Shoot Yourself

Shooting video never has, and never will, be my favorite part of journalism. But that doesn’t mean I don’t have to do it. Increasingly, reporters are required to not only tell a story through their words, but through the lenses of their cameras and video cameras as well. While I have had the basic Digital Media Convergence class covering the basics of actually working the camera, this session (seemingly aptly named after how I feel sometimes while trying to shoot video) covered ways to actually tell a story with the camera.

According to speaker Ralph Brassett, there are only four shots through which to shoot a news story:

  • Wide/establishing: adds context to the story and a sense of where the story is taking place; every story needs one
  • Medium: adding some detail
  • Close-up: shows reactions and emotions; adds a sense of being there
  • Extreme close-up: minute action

While I have shot and edited video, I have never shot an actual news video, which is one of my goals to accomplish before the end of this semester. I had never really put much thought into the detail and context that can be added through the use of a camera. I will always consider words as some of the most powerful tools I have as a journalist, but a video can always add that extra touch of emotion that words may never be able to express. Whether it’s disgusted look, conceited sneer or weeping eye, the camera can add so much to the story, when used correctly.

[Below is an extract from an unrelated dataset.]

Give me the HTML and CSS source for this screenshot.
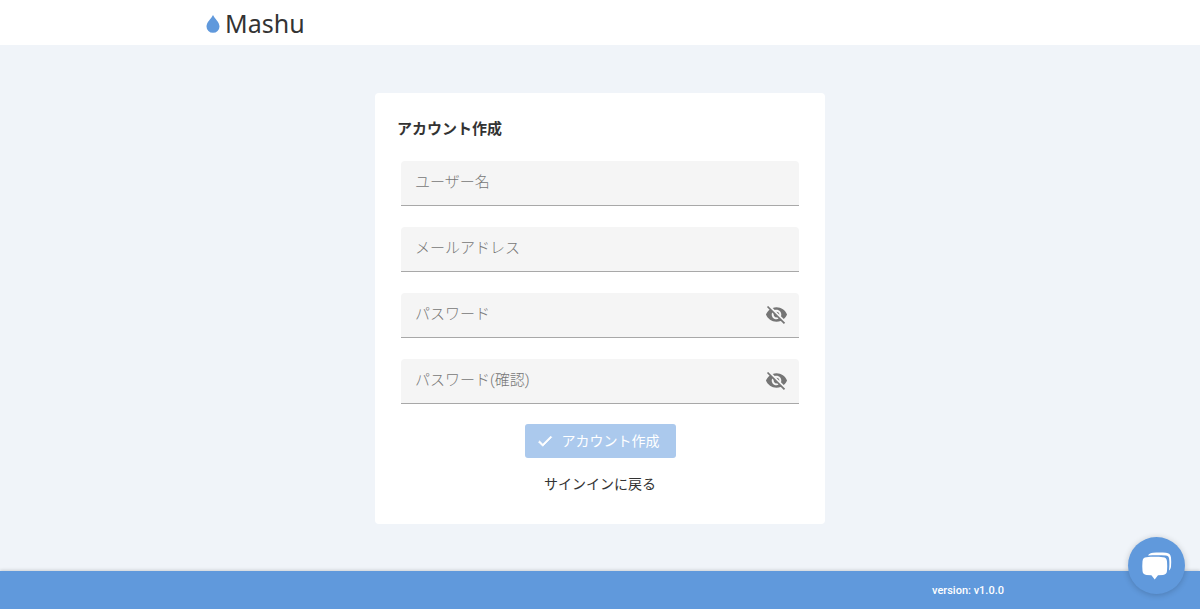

As a news writer, I am always removed from the  story and focus rather on the actions and words of the subjects – being removed from the story is as just as important when you’re behind the video camera, Brassett said. The audience doesn’t care about the reporter standing in front of the camera reporting on what’s going on – if they wanted the reporter’s words, they’d read them. They want to see the action, that’s what the camera is meant to be for. Brassett also encouraged us to find unique perspectives and angles to shoot from, rather than the standard eye level shot, which is typical for most news stories.

After all the practical advice he gave, I am so excited to get back to Elon and start shooting video….I never thought those words would come out of my mouth! While for now, I will most likely continue to practice shooting and editing with a flipcam before I have enough courage to work with the big cameras, I know each of my stories will now be supplemented in whole new ways. Though we have a multimedia team shooting excellent video for us each and every week, that doesn’t mean the senior reporters and myself, as an editor, shouldn’t be finding creative ways to illustrate our stories as well each week. If we’re going to be fully prepared for the professional realm of journalism after graduation, it’s something we all need to master!